* **Given task**
Word for word, transcribe the lines below and drop the pictures.

* **Collected data**
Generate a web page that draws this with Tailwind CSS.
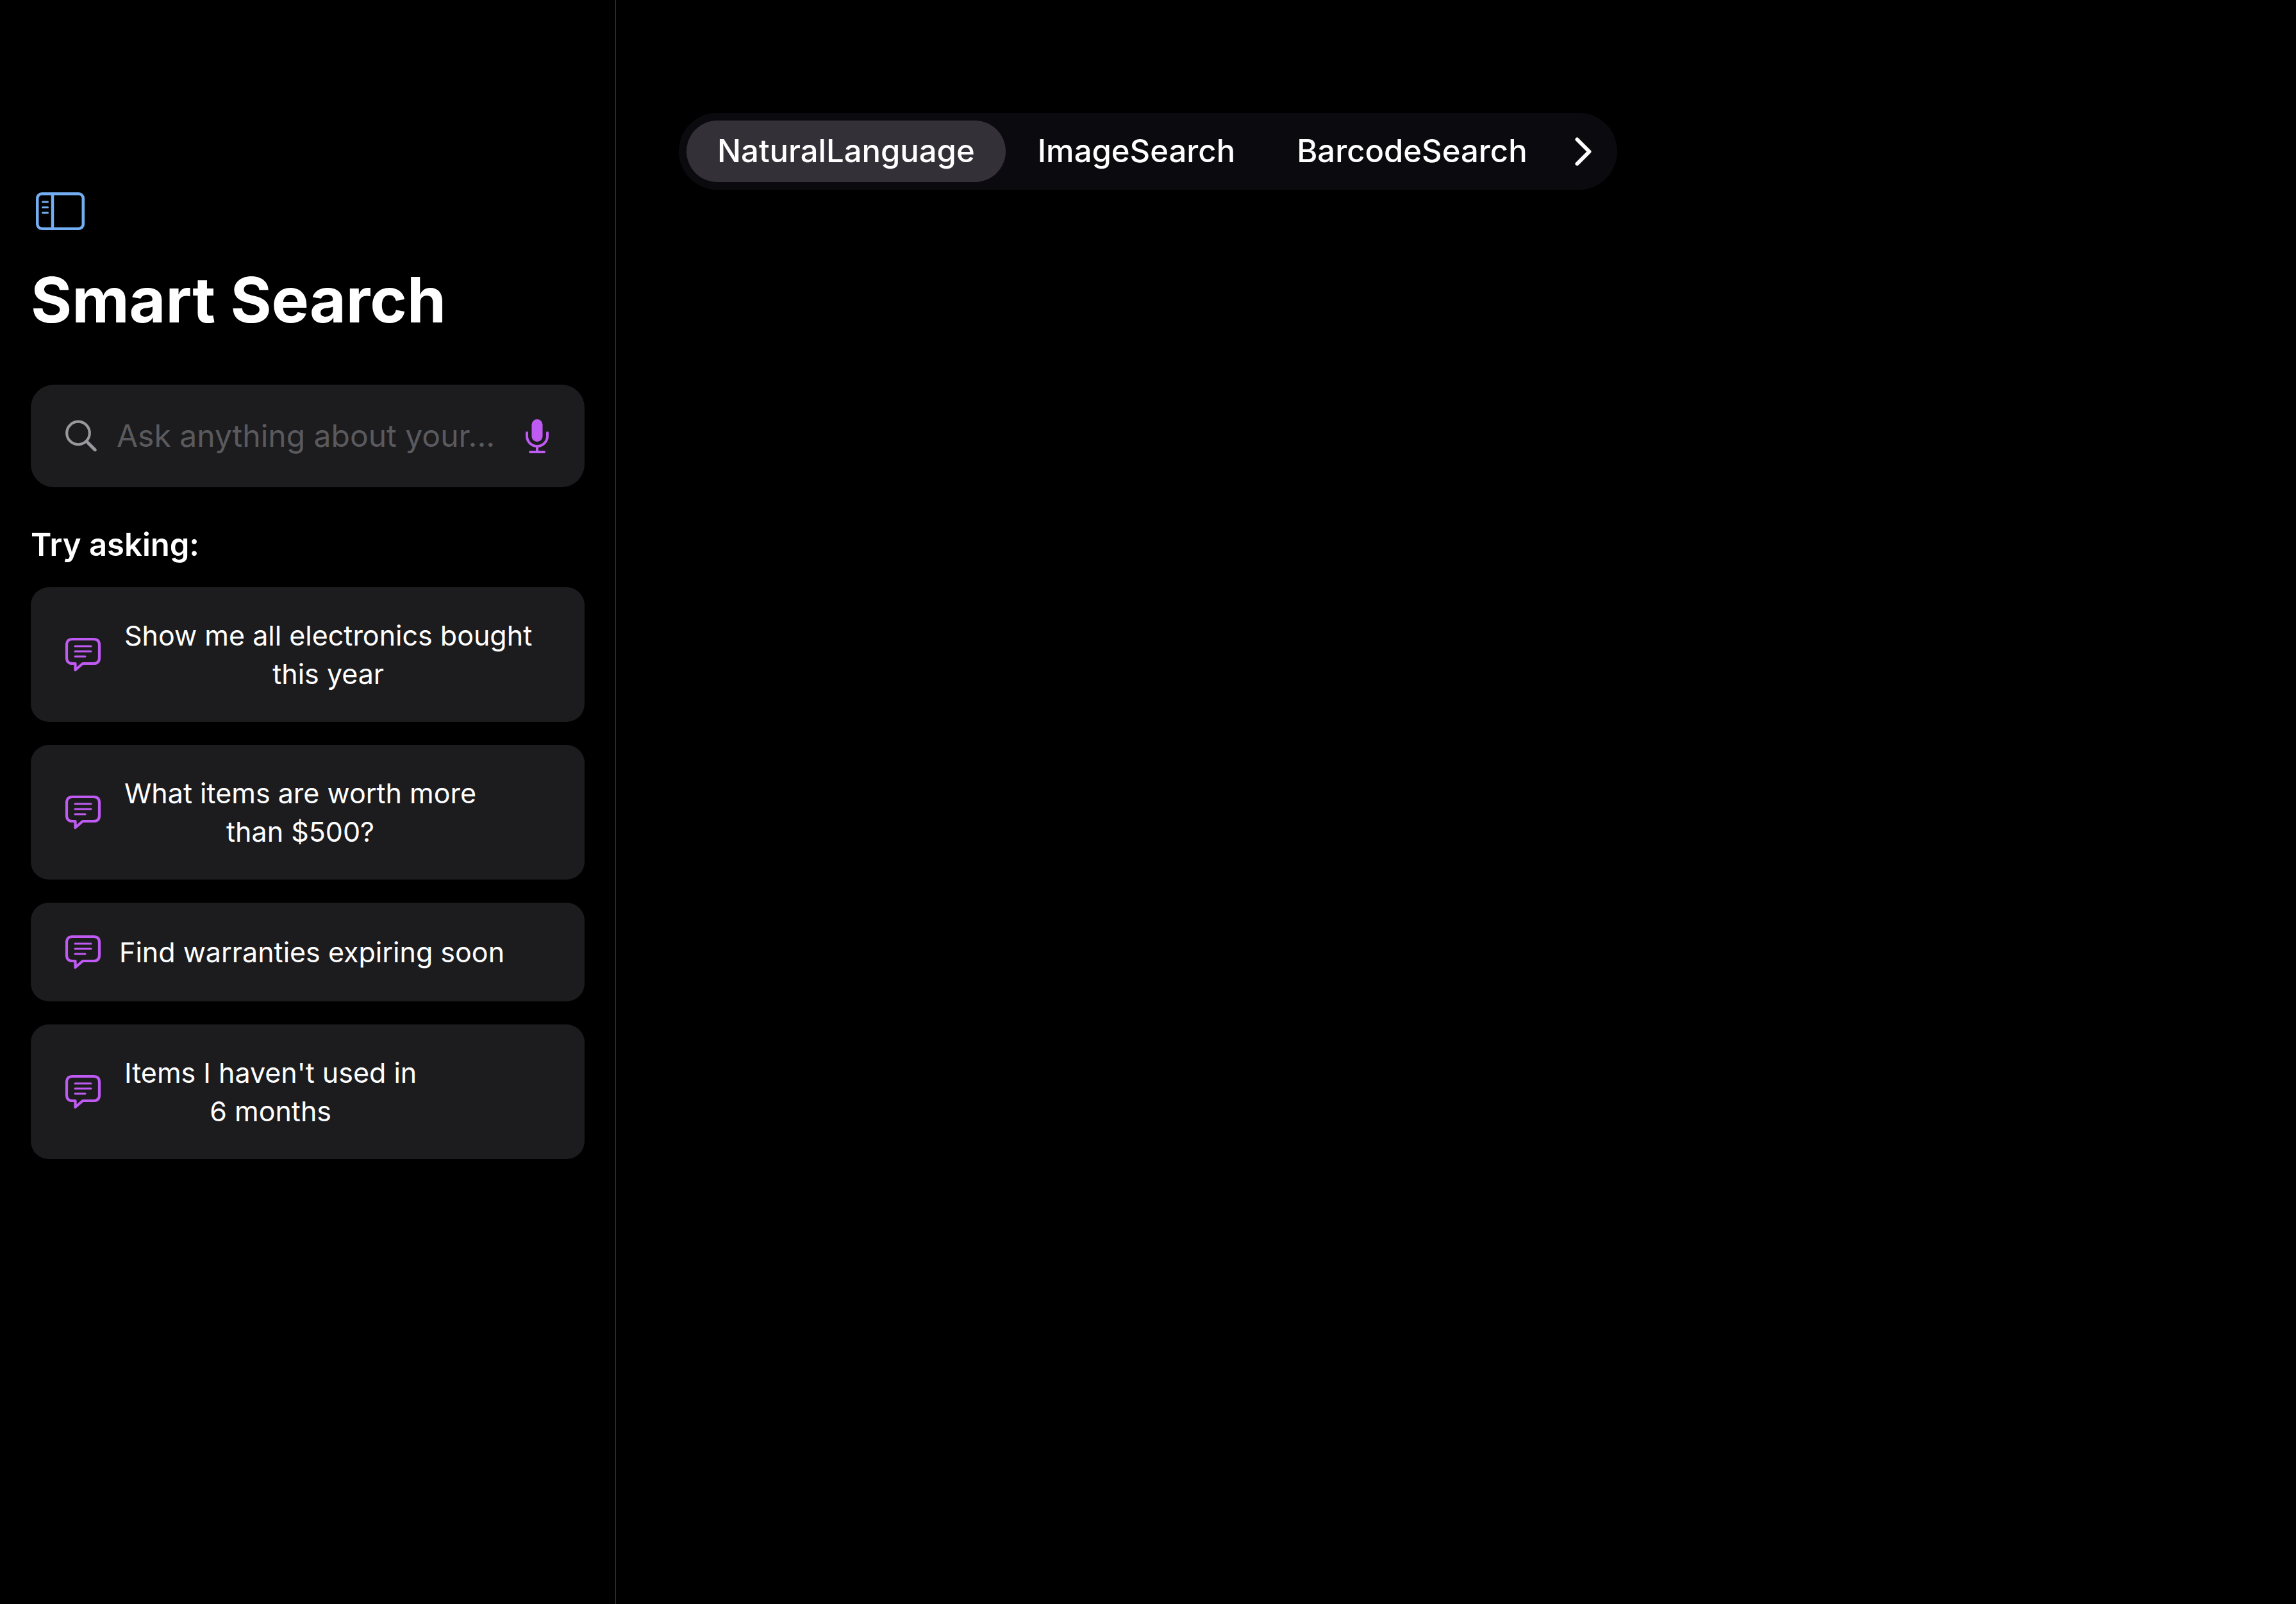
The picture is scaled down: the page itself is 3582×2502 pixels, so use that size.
<!DOCTYPE html>
<html lang="en">
<head>
<meta charset="utf-8">
<title>Smart Search</title>
<script src="https://cdn.jsdelivr.net/npm/@tailwindcss/browser@4"></script>
</head>
<body class="bg-black text-white font-['Inter',sans-serif]">
<svg class="hidden" aria-hidden="true">
  <symbol id="bubble" viewBox="0 0 56 54">
    <path d="M11 3H44Q53 3 53 12V32Q53 41 44 41H27L15.500 51V41H11Q2 41 2 32V12Q2 3 11 3Z" fill="none" stroke="currentColor" stroke-width="4.200" stroke-linejoin="round"/>
    <path d="M15 14H40M15 22H40M15 30H31" fill="none" stroke="currentColor" stroke-width="3" stroke-linecap="round"/>
  </symbol>
</svg>
<div class="flex min-h-screen">
  <aside class="flex w-[961px] shrink-0 flex-col border-r border-[#38383a] px-12 pt-[297px]">
    <button type="button" aria-label="Toggle sidebar" class="ml-2 h-16 w-[76px] text-[#74aef2]">
      <svg class="h-16 w-[76px]" viewBox="0 0 76 64" fill="none" stroke="currentColor" stroke-width="4.500" stroke-linecap="round">
        <rect x="2.250" y="5.250" width="71.500" height="54.500" rx="7"/>
        <path d="M26 5V60"/>
        <path d="M10.500 18H18.500M10.500 26.500H18.500M10.500 35H18.500" stroke-width="3"/>
      </svg>
    </button>
    <h1 class="mt-[47px] text-[98px] leading-[120px] font-bold">Smart Search</h1>
    <div class="mt-[72px] flex h-[160px] items-center rounded-[36px] bg-[#1c1c1e] px-[54px]">
      <svg class="size-[50px] shrink-0 text-[#98989f]" viewBox="0 0 50 50" fill="none" stroke="currentColor" stroke-width="4.200" stroke-linecap="round" aria-hidden="true">
        <circle cx="20" cy="20.500" r="17.800"/><path d="M33 33.500L46.500 47"/><path d="M35.500 36L46 46.500" stroke-width="5"/>
      </svg>
      <input type="text" aria-label="Search" placeholder="Ask anything about your..." class="ml-[30px] w-0 flex-1 bg-transparent text-[48px] leading-[60px] outline-none placeholder:text-[#5a5a5e]">
      <button type="button" aria-label="Dictate" class="ml-8 h-[56px] w-[38px] shrink-0 text-[#bf5af2]">
        <svg class="h-[56px] w-[38px]" viewBox="0 0 38 56" fill="none" stroke="currentColor" stroke-width="4" stroke-linecap="round">
          <rect x="9.500" y="2" width="17" height="35" rx="8.500" fill="currentColor" stroke="none"/>
          <path d="M2 23V28A16 16 0 0 0 34 28V23M18 44V53M7 53H29"/>
        </svg>
      </button>
    </div>
    <h2 class="mt-[60px] text-[49px] leading-[60px] font-semibold">Try asking:</h2>
    <div class="mt-9 flex flex-col gap-9">
      <button type="button" class="flex items-center rounded-[28px] bg-[#1c1c1e] px-[54px] py-[45px]">
        <svg class="h-16 w-[56px] shrink-0 text-[#bf5af2]" aria-hidden="true"><use href="#bubble"/></svg>
        <span class="ml-9 text-center text-[43px] leading-[60px]">Show me all electronics bought<br>this year</span>
      </button>
      <button type="button" class="flex items-center rounded-[28px] bg-[#1c1c1e] px-[54px] py-[45px]">
        <svg class="h-16 w-[56px] shrink-0 text-[#bf5af2]" aria-hidden="true"><use href="#bubble"/></svg>
        <span class="ml-9 text-center text-[43px] leading-[60px]">What items are worth more<br>than $500?</span>
      </button>
      <button type="button" class="flex items-center rounded-[28px] bg-[#1c1c1e] px-[54px] py-[45px]">
        <svg class="h-16 w-[56px] shrink-0 text-[#bf5af2]" aria-hidden="true"><use href="#bubble"/></svg>
        <span class="ml-7 text-center text-[43px] leading-[60px]">Find warranties expiring soon</span>
      </button>
      <button type="button" class="flex items-center rounded-[28px] bg-[#1c1c1e] px-[54px] py-[45px]">
        <svg class="h-16 w-[56px] shrink-0 text-[#bf5af2]" aria-hidden="true"><use href="#bubble"/></svg>
        <span class="ml-9 text-center text-[43px] leading-[60px]">Items I haven't used in<br>6 months</span>
      </button>
    </div>
  </aside>
  <main class="min-w-0 flex-1 pt-44 pl-[98px]">
    <nav aria-label="Search modes" class="flex w-fit items-center rounded-full bg-[#0b0a0f] p-3 text-[49px] leading-[96px] font-medium">
      <button type="button" aria-current="page" class="rounded-full bg-[#333137] px-12">NaturalLanguage</button>
      <button type="button" class="ml-1 rounded-full px-[46px]">ImageSearch</button>
      <button type="button" class="ml-1 rounded-full px-[46px]">BarcodeSearch</button>
      <button type="button" aria-label="More" class="flex h-24 items-center px-[27px]">
        <svg class="h-[46px] w-[28px]" viewBox="0 0 28 46" fill="none" stroke="currentColor" stroke-width="6" stroke-linecap="round" stroke-linejoin="round"><path d="M4.500 4.500L23.500 23.500L4.500 42.500"/></svg>
      </button>
    </nav>
  </main>
</div>
</body>
</html>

* **Reply**
Generate a web page that draws this with Tailwind CSS.
The picture is scaled down: the page itself is 3582×2502 pixels, so use that size.
<!DOCTYPE html>
<html lang="en">
<head>
<meta charset="utf-8">
<title>Smart Search</title>
<script src="https://cdn.jsdelivr.net/npm/@tailwindcss/browser@4"></script>
</head>
<body class="bg-black text-white font-['Inter',sans-serif]">
<svg class="hidden" aria-hidden="true">
  <symbol id="bubble" viewBox="0 0 56 54">
    <path d="M11 3H44Q53 3 53 12V32Q53 41 44 41H27L15.500 51V41H11Q2 41 2 32V12Q2 3 11 3Z" fill="none" stroke="currentColor" stroke-width="4.200" stroke-linejoin="round"/>
    <path d="M15 14H40M15 22H40M15 30H31" fill="none" stroke="currentColor" stroke-width="3" stroke-linecap="round"/>
  </symbol>
</svg>
<div class="flex min-h-screen">
  <aside class="flex w-[961px] shrink-0 flex-col border-r border-[#38383a] px-12 pt-[297px]">
    <button type="button" aria-label="Toggle sidebar" class="ml-2 h-16 w-[76px] text-[#74aef2]">
      <svg class="h-16 w-[76px]" viewBox="0 0 76 64" fill="none" stroke="currentColor" stroke-width="4.500" stroke-linecap="round">
        <rect x="2.250" y="5.250" width="71.500" height="54.500" rx="7"/>
        <path d="M26 5V60"/>
        <path d="M10.500 18H18.500M10.500 26.500H18.500M10.500 35H18.500" stroke-width="3"/>
      </svg>
    </button>
    <h1 class="mt-[47px] text-[98px] leading-[120px] font-bold">Smart Search</h1>
    <div class="mt-[72px] flex h-[160px] items-center rounded-[36px] bg-[#1c1c1e] px-[54px]">
      <svg class="size-[50px] shrink-0 text-[#98989f]" viewBox="0 0 50 50" fill="none" stroke="currentColor" stroke-width="4.200" stroke-linecap="round" aria-hidden="true">
        <circle cx="20" cy="20.500" r="17.800"/><path d="M33 33.500L46.500 47"/><path d="M35.500 36L46 46.500" stroke-width="5"/>
      </svg>
      <input type="text" aria-label="Search" placeholder="Ask anything about your..." class="ml-[30px] w-0 flex-1 bg-transparent text-[48px] leading-[60px] outline-none placeholder:text-[#5a5a5e]">
      <button type="button" aria-label="Dictate" class="ml-8 h-[56px] w-[38px] shrink-0 text-[#bf5af2]">
        <svg class="h-[56px] w-[38px]" viewBox="0 0 38 56" fill="none" stroke="currentColor" stroke-width="4" stroke-linecap="round">
          <rect x="9.500" y="2" width="17" height="35" rx="8.500" fill="currentColor" stroke="none"/>
          <path d="M2 23V28A16 16 0 0 0 34 28V23M18 44V53M7 53H29"/>
        </svg>
      </button>
    </div>
    <h2 class="mt-[60px] text-[49px] leading-[60px] font-semibold">Try asking:</h2>
    <div class="mt-9 flex flex-col gap-9">
      <button type="button" class="flex items-center rounded-[28px] bg-[#1c1c1e] px-[54px] py-[45px]">
        <svg class="h-16 w-[56px] shrink-0 text-[#bf5af2]" aria-hidden="true"><use href="#bubble"/></svg>
        <span class="ml-9 text-center text-[43px] leading-[60px]">Show me all electronics bought<br>this year</span>
      </button>
      <button type="button" class="flex items-center rounded-[28px] bg-[#1c1c1e] px-[54px] py-[45px]">
        <svg class="h-16 w-[56px] shrink-0 text-[#bf5af2]" aria-hidden="true"><use href="#bubble"/></svg>
        <span class="ml-9 text-center text-[43px] leading-[60px]">What items are worth more<br>than $500?</span>
      </button>
      <button type="button" class="flex items-center rounded-[28px] bg-[#1c1c1e] px-[54px] py-[45px]">
        <svg class="h-16 w-[56px] shrink-0 text-[#bf5af2]" aria-hidden="true"><use href="#bubble"/></svg>
        <span class="ml-7 text-center text-[43px] leading-[60px]">Find warranties expiring soon</span>
      </button>
      <button type="button" class="flex items-center rounded-[28px] bg-[#1c1c1e] px-[54px] py-[45px]">
        <svg class="h-16 w-[56px] shrink-0 text-[#bf5af2]" aria-hidden="true"><use href="#bubble"/></svg>
        <span class="ml-9 text-center text-[43px] leading-[60px]">Items I haven't used in<br>6 months</span>
      </button>
    </div>
  </aside>
  <main class="min-w-0 flex-1 pt-44 pl-[98px]">
    <nav aria-label="Search modes" class="flex w-fit items-center rounded-full bg-[#0b0a0f] p-3 text-[49px] leading-[96px] font-medium">
      <button type="button" aria-current="page" class="rounded-full bg-[#333137] px-12">NaturalLanguage</button>
      <button type="button" class="ml-1 rounded-full px-[46px]">ImageSearch</button>
      <button type="button" class="ml-1 rounded-full px-[46px]">BarcodeSearch</button>
      <button type="button" aria-label="More" class="flex h-24 items-center px-[27px]">
        <svg class="h-[46px] w-[28px]" viewBox="0 0 28 46" fill="none" stroke="currentColor" stroke-width="6" stroke-linecap="round" stroke-linejoin="round"><path d="M4.500 4.500L23.500 23.500L4.500 42.500"/></svg>
      </button>
    </nav>
  </main>
</div>
</body>
</html>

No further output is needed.